IMO, this will eventually cost them billions of dollars, whether it is in lost revenue due to apps that are no longer on the store, end users switching to alternative products, or hostile legislation and fines.


> this will eventually cost them billions of dollars

It does - in Google Cloud. This reputation of automated customer service played a non-trivial part in the initial lukewarm response enterprise customers gave. The Eng teams at potential customers looked at the way Google treated their marketing teams and steered clear from Google's - sometimes superior - offerings.


Yup. For whatever Amazon's other faults may be, they will do stuff like assign actual human salespeople to your account, who have the time to listen to you and the authority to do things. You can create problem tickets for their services, which go to skilled engineers somewhere that have the time and authority to run down and address any weirdness you encounter with their services. Plus they keep even their old services online for a sort-of ridiculous amount of time to keep up with slow-moving corporate update processes.

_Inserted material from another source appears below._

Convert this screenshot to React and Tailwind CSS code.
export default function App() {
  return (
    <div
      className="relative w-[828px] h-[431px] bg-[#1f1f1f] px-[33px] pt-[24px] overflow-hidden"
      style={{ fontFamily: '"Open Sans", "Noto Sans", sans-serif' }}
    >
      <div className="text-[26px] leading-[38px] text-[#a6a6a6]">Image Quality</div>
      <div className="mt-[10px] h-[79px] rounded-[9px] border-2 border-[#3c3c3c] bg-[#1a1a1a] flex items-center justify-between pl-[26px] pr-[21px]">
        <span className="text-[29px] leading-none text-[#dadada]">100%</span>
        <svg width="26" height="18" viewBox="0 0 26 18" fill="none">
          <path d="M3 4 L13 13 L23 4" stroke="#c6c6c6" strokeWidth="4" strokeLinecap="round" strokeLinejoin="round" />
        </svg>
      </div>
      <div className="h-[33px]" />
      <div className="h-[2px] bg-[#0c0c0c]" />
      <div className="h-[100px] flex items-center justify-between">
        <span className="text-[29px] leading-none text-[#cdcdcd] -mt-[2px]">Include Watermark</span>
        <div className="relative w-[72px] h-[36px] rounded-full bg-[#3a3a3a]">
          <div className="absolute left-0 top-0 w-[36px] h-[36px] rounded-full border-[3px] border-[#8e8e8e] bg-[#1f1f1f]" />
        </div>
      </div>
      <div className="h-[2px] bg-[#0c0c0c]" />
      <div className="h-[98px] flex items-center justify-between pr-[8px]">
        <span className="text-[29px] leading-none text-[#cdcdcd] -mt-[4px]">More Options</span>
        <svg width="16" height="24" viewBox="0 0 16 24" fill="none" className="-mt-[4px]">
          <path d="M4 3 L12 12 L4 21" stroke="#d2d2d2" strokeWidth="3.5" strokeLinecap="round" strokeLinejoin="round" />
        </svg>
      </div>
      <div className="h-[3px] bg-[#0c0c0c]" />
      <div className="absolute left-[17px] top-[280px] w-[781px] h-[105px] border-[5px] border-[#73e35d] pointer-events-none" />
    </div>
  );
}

Is this not the case for GCP? I recently switched to a company running on GCP and I don't have tons of exposure to our infra, but from what I've seen, GCP reps are VERY hands-on. Even in my non-infra role, I've been exposed to several different instances of them being hands on: in setting us up, in discussing our resource needs (we're a very heavy GPU compute customer), in tracking down issues (even when the problem is likely on our end).


I don't actually know - I haven't used it myself. I've read a few comments in various places suggesting that GCP support is as nonexistent as the support for other Google services. I think somebody said they were hosting their whole company's data and services on GCP, and their entire company's account was killed because supposedly some malicious activity was detected. No details of what the activity was or why it was thought to be malicious, just poof, all of your servers and data gone, and nobody you can talk to about it.

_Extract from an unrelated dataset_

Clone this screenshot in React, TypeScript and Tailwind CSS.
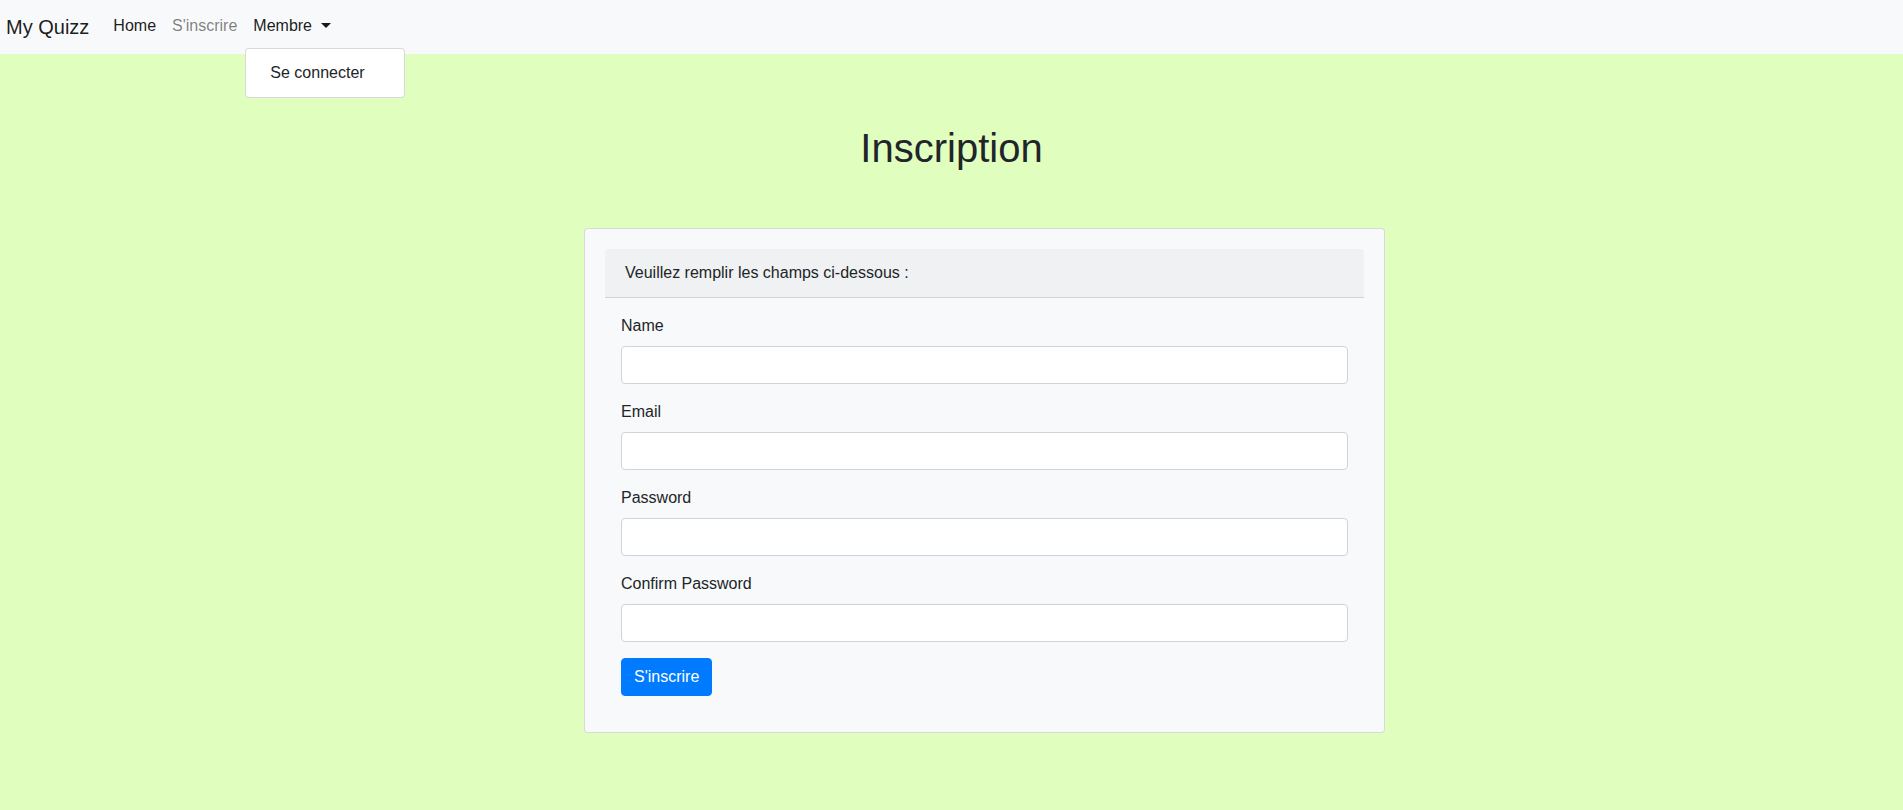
import { useState } from "react";

const fields = [
  { name: "name", label: "Name", type: "text" },
  { name: "email", label: "Email", type: "email" },
  { name: "password", label: "Password", type: "password" },
  { name: "confirmPassword", label: "Confirm Password", type: "password" },
];

export default function App() {
  const [menuOpen, setMenuOpen] = useState(true);
  const [formData, setFormData] = useState<Record<string, string>>({
    name: "",
    email: "",
    password: "",
    confirmPassword: "",
  });

  const handleChange = (e: React.ChangeEvent<HTMLInputElement>) => {
    setFormData({ ...formData, [e.target.name]: e.target.value });
  };

  return (
    <div className="min-h-screen bg-[#e0ffbf] font-['Liberation_Sans',Arial,sans-serif] text-[16px] text-[#212529]">
      {/* navbar */}
      <nav className="flex h-[54px] items-start bg-[#f8f9fa] pl-[6px]">
        <a
          href="#"
          className="mt-[7px] mr-4 py-[5px] text-[20px] leading-[30px] text-[rgba(0,0,0,0.9)]"
        >
          My Quizz
        </a>
        <ul className="mt-[6px] flex">
          <li>
            <a href="#" className="block px-2 py-2 leading-6 text-[rgba(0,0,0,0.9)]">
              Home
            </a>
          </li>
          <li>
            <a href="#" className="block px-2 py-2 leading-6 text-[rgba(0,0,0,0.5)]">
              S'inscrire
            </a>
          </li>
          <li className="relative">
            <button
              type="button"
              onClick={() => setMenuOpen(!menuOpen)}
              className="flex items-center px-2 py-2 leading-6 text-[rgba(0,0,0,0.9)]"
            >
              Membre
              <span className="ml-[9px] mb-[2px] inline-block h-0 w-0 border-x-[5px] border-t-[5px] border-x-transparent border-t-current" />
            </button>
            {menuOpen && (
              <div className="absolute left-0 top-[42px] z-10 w-[160px] rounded-[4px] border border-[rgba(0,0,0,0.15)] bg-white py-2">
                <a href="#" className="block px-6 py-1 leading-6 text-[#212529]">
                  Se connecter
                </a>
              </div>
            )}
          </li>
        </ul>
      </nav>

      <h1 className="mt-[70px] text-center text-[40px] font-medium leading-[48px]">
        Inscription
      </h1>

      <div className="mt-[56px] ml-[584px] w-[801px] rounded-[4px] border border-[rgba(0,0,0,0.125)] bg-[#f8f9fa] p-5">
        <div className="rounded-t-[3px] border-b border-[rgba(0,0,0,0.125)] bg-[rgba(0,0,0,0.03)] px-5 py-3 leading-6">
          Veuillez remplir les champs ci-dessous :
        </div>
        <form className="p-4" onSubmit={(e) => e.preventDefault()}>
          {fields.map((f) => (
            <div key={f.name} className="mb-4">
              <label htmlFor={f.name} className="mb-2 block leading-6">
                {f.label}
              </label>
              <input
                id={f.name}
                name={f.name}
                type={f.type}
                value={formData[f.name]}
                onChange={handleChange}
                className="block h-[38px] w-full rounded-[4px] border border-[#ced4da] bg-white px-3 py-1.5 leading-6 text-[#495057] focus:outline-none"
              />
            </div>
          ))}
          <button
            type="submit"
            className="rounded-[4px] border border-[#007bff] bg-[#007bff] px-3 py-1.5 leading-6 text-white"
          >
            S'inscrire
          </button>
        </form>
      </div>
    </div>
  );
}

It's possible that was misleading or they've improved since then, I don't know. Your claim that they do have quality support for corporate accounts is an interesting point on the other side though.

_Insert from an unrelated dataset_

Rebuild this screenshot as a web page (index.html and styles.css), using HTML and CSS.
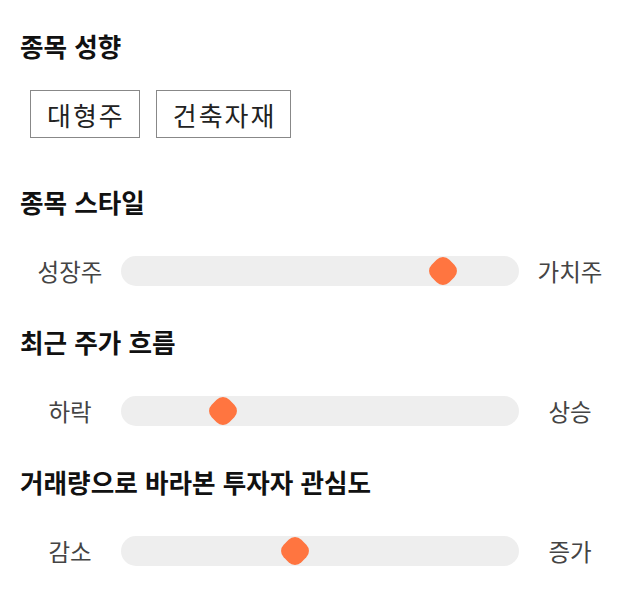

Yea I wouldn't take my experience as too dispositive: I gather that my relatively small company punches significantly above their weight in terms of compute needs, and I only have relatively tangential exposure to our interactions with GCP. It's just that those tangential data points have all happened to point in the direction of robust and responsive support.


They now do. Especially under TK I expect this to improve. But the reputation cost Google much in the initial days of the GCP.


> It does - in Google Cloud.

More than that, I suspect.

I, personally, will NOT allow my team to use any Google service, API, etc. for business purposes as it can be summarily revoked. Microsoft and Amazon can do this too, but it seems like the probability is much lower.

I imagine I am not alone.


> this will eventually cost them billions of dollars

It might, but that problem, if you think it's a problem, is not fixable by Google providing better service to developers, because better service to developers would prevent their current business model for apps from scaling, and without scaling it won't make them money.

> their culture will not allow them to succeed in these types of human interactions

Their culture might be the immediate cause, but I think the root cause is the economics of the business model they have chosen. The only way to fix that would be to choose a different business model, and the obvious alternate business model would be to sell their services like search, maps, gmail, play store, etc. directly to their users, making their users into customers. But I don't think that option is open to them at this point, and it might not be open to anyone without a huge disruption of the entire industry.


Except they get a cut of app sales and in app purchases, so this doesn't make any sense. Why would they bother running the Play Store at all if it didn't make them money?


> they get a cut of app sales and in app purchases

Yes, but that doesn't make developers their customers. It makes developers their business partners, and business partners in a hugely asymmetric relationship, since there are zillons of developers and would-be developers and only one of Google.

Basically, an individual developer is negligible to them because there are always more where that one came from. So they have no incentive to handle particular edge cases with particular developers; they just remove that developer and another one takes their place. Most developers don't throw edge cases at them, so this strategy works fine for them.


They know that whatever algorithm is used here will fire off some false positives. They also believe that paying people to review in order to correct the false positives is not worth it.


If you pay for an app, you are a Google Play customer. They are acting as a retailer, purchasing software from a vendor and distributing it to you as a markup. The developer of the software is the "third party" in the transaction.


I'm not sure why there are downvotes on this comment. It's pretty clear this is the case - what Google Products have dedicated account executives that give you their phone number? Ads and Cloud. The two direct-buy relationships you can have with Google. Even G Suite doesn't merit dedicated CSMs until you're fortune 100...


I once made the mistake of renting a movie from Google Play Movies. I am a customer. The "my purchases" page just shows an error, so I can't find the titles I own or have rented. There is no place to report this except in a user to user forum.